* **Recorded information**
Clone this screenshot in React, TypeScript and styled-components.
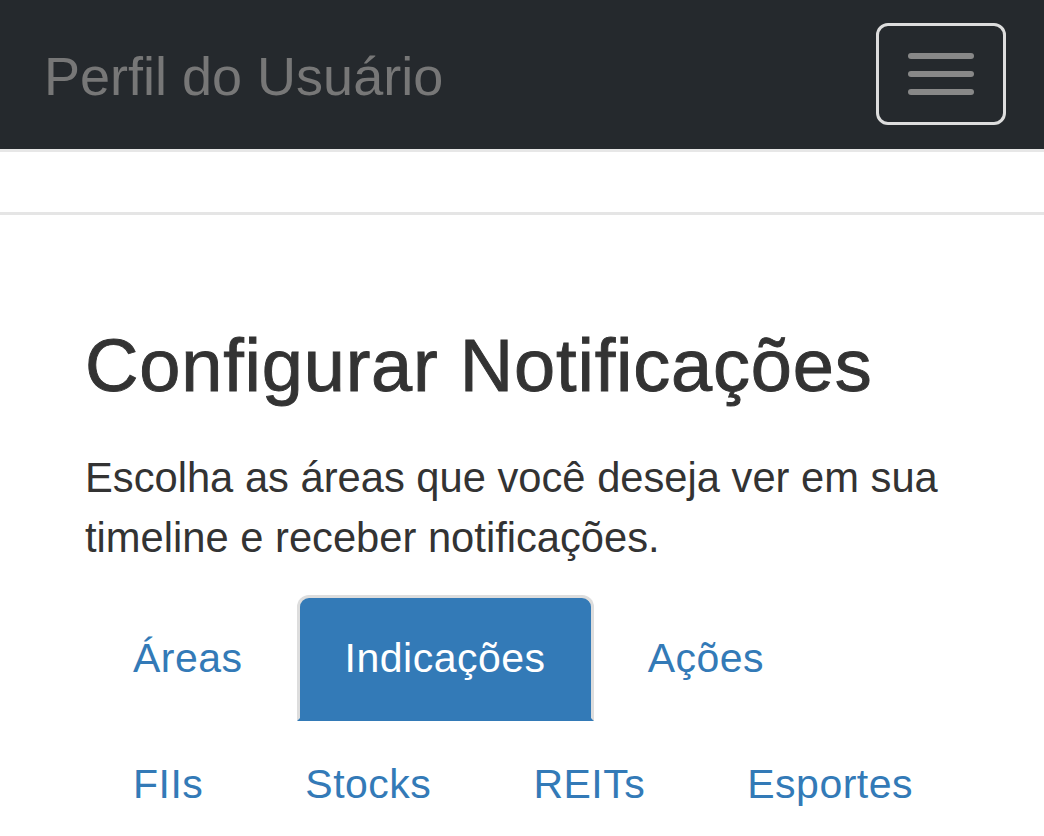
import styled, { createGlobalStyle } from 'styled-components';

const GlobalStyle = createGlobalStyle`
  html, body {
    margin: 0;
    padding: 0;
    background: #fff;
  }
  body {
    font-family: "Liberation Sans", Arial, Helvetica, sans-serif;
    color: #333;
  }
  * {
    box-sizing: border-box;
  }
`;

const Navbar = styled.nav`
  height: 152px;
  background: #25292d;
  border-bottom: 3px solid #e7e7e7;
  display: flex;
  align-items: flex-start;
  justify-content: space-between;
  padding: 0 38px 0 44px;
`;

const Brand = styled.a`
  font-size: 54px;
  line-height: 60px;
  padding-top: 46px;
  color: #777;
  text-decoration: none;
`;

const Toggle = styled.button`
  margin-top: 23px;
  width: 130px;
  height: 102px;
  background: transparent;
  border: 3px solid #ddd;
  border-radius: 12px;
  display: flex;
  flex-direction: column;
  align-items: center;
  justify-content: center;
  gap: 12px;
  padding: 0;
  cursor: pointer;
`;

const IconBar = styled.span`
  display: block;
  width: 66px;
  height: 6px;
  border-radius: 3px;
  background: #888;
`;

const SubBar = styled.div`
  height: 63px;
  border-bottom: 3px solid #e5e5e5;
`;

const Content = styled.main`
  padding: 110px 40px 0 85px;
`;

const Title = styled.h3`
  margin: 0 0 42px;
  font-size: 74px;
  line-height: 1.1;
  font-weight: 500;
  letter-spacing: 0.8px;
  color: #333;
  -webkit-text-stroke: 0.9px #333;
`;

const Lead = styled.p`
  margin: 0 0 27px;
  max-width: 872px;
  font-size: 41.7px;
  line-height: 60px;
  color: #333;
`;

const Tabs = styled.ul`
  list-style: none;
  margin: 0;
  padding: 0;
  display: flex;
  flex-wrap: wrap;
`;

const Tab = styled.li<{ $active?: boolean }>`
  margin-right: 6px;
  padding: 30px 45px;
  font-size: 41px;
  line-height: 60px;
  letter-spacing: 0.5px;
  white-space: nowrap;
  border: 3px solid ${p => (p.$active ? '#ddd' : 'transparent')};
  border-bottom-color: transparent;
  border-radius: 12px 12px 0 0;
  background: ${p => (p.$active ? '#337ab7' : 'transparent')};
  color: ${p => (p.$active ? '#fff' : '#337ab7')};
  cursor: pointer;
`;

const TabBreak = styled.li`
  flex-basis: 100%;
  height: 0;
`;

const rowOne = ['Áreas', 'Indicações', 'Ações'];
const rowTwo = ['FIIs', 'Stocks', 'REITs', 'Esportes'];

export default function App() {
  return (
    <>
      <GlobalStyle />
      <Navbar>
        <Brand href="#">Perfil do Usuário</Brand>
        <Toggle aria-label="Menu">
          <IconBar />
          <IconBar />
          <IconBar />
        </Toggle>
      </Navbar>
      <SubBar />
      <Content>
        <Title>Configurar Notificações</Title>
        <Lead>Escolha as áreas que você deseja ver em sua timeline e receber notificações.</Lead>
        <Tabs>
          {rowOne.map(t => (
            <Tab key={t} $active={t === 'Indicações'}>{t}</Tab>
          ))}
          <TabBreak />
          {rowTwo.map(t => (
            <Tab key={t}>{t}</Tab>
          ))}
        </Tabs>
      </Content>
    </>
  );
}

* **Goal**
Without the pictures, copy the material exactly as given.

* **Task solution**
Clone this screenshot in React, TypeScript and styled-components.
import styled, { createGlobalStyle } from 'styled-components';

const GlobalStyle = createGlobalStyle`
  html, body {
    margin: 0;
    padding: 0;
    background: #fff;
  }
  body {
    font-family: "Liberation Sans", Arial, Helvetica, sans-serif;
    color: #333;
  }
  * {
    box-sizing: border-box;
  }
`;

const Navbar = styled.nav`
  height: 152px;
  background: #25292d;
  border-bottom: 3px solid #e7e7e7;
  display: flex;
  align-items: flex-start;
  justify-content: space-between;
  padding: 0 38px 0 44px;
`;

const Brand = styled.a`
  font-size: 54px;
  line-height: 60px;
  padding-top: 46px;
  color: #777;
  text-decoration: none;
`;

const Toggle = styled.button`
  margin-top: 23px;
  width: 130px;
  height: 102px;
  background: transparent;
  border: 3px solid #ddd;
  border-radius: 12px;
  display: flex;
  flex-direction: column;
  align-items: center;
  justify-content: center;
  gap: 12px;
  padding: 0;
  cursor: pointer;
`;

const IconBar = styled.span`
  display: block;
  width: 66px;
  height: 6px;
  border-radius: 3px;
  background: #888;
`;

const SubBar = styled.div`
  height: 63px;
  border-bottom: 3px solid #e5e5e5;
`;

const Content = styled.main`
  padding: 110px 40px 0 85px;
`;

const Title = styled.h3`
  margin: 0 0 42px;
  font-size: 74px;
  line-height: 1.1;
  font-weight: 500;
  letter-spacing: 0.8px;
  color: #333;
  -webkit-text-stroke: 0.9px #333;
`;

const Lead = styled.p`
  margin: 0 0 27px;
  max-width: 872px;
  font-size: 41.7px;
  line-height: 60px;
  color: #333;
`;

const Tabs = styled.ul`
  list-style: none;
  margin: 0;
  padding: 0;
  display: flex;
  flex-wrap: wrap;
`;

const Tab = styled.li<{ $active?: boolean }>`
  margin-right: 6px;
  padding: 30px 45px;
  font-size: 41px;
  line-height: 60px;
  letter-spacing: 0.5px;
  white-space: nowrap;
  border: 3px solid ${p => (p.$active ? '#ddd' : 'transparent')};
  border-bottom-color: transparent;
  border-radius: 12px 12px 0 0;
  background: ${p => (p.$active ? '#337ab7' : 'transparent')};
  color: ${p => (p.$active ? '#fff' : '#337ab7')};
  cursor: pointer;
`;

const TabBreak = styled.li`
  flex-basis: 100%;
  height: 0;
`;

const rowOne = ['Áreas', 'Indicações', 'Ações'];
const rowTwo = ['FIIs', 'Stocks', 'REITs', 'Esportes'];

export default function App() {
  return (
    <>
      <GlobalStyle />
      <Navbar>
        <Brand href="#">Perfil do Usuário</Brand>
        <Toggle aria-label="Menu">
          <IconBar />
          <IconBar />
          <IconBar />
        </Toggle>
      </Navbar>
      <SubBar />
      <Content>
        <Title>Configurar Notificações</Title>
        <Lead>Escolha as áreas que você deseja ver em sua timeline e receber notificações.</Lead>
        <Tabs>
          {rowOne.map(t => (
            <Tab key={t} $active={t === 'Indicações'}>{t}</Tab>
          ))}
          <TabBreak />
          {rowTwo.map(t => (
            <Tab key={t}>{t}</Tab>
          ))}
        </Tabs>
      </Content>
    </>
  );
}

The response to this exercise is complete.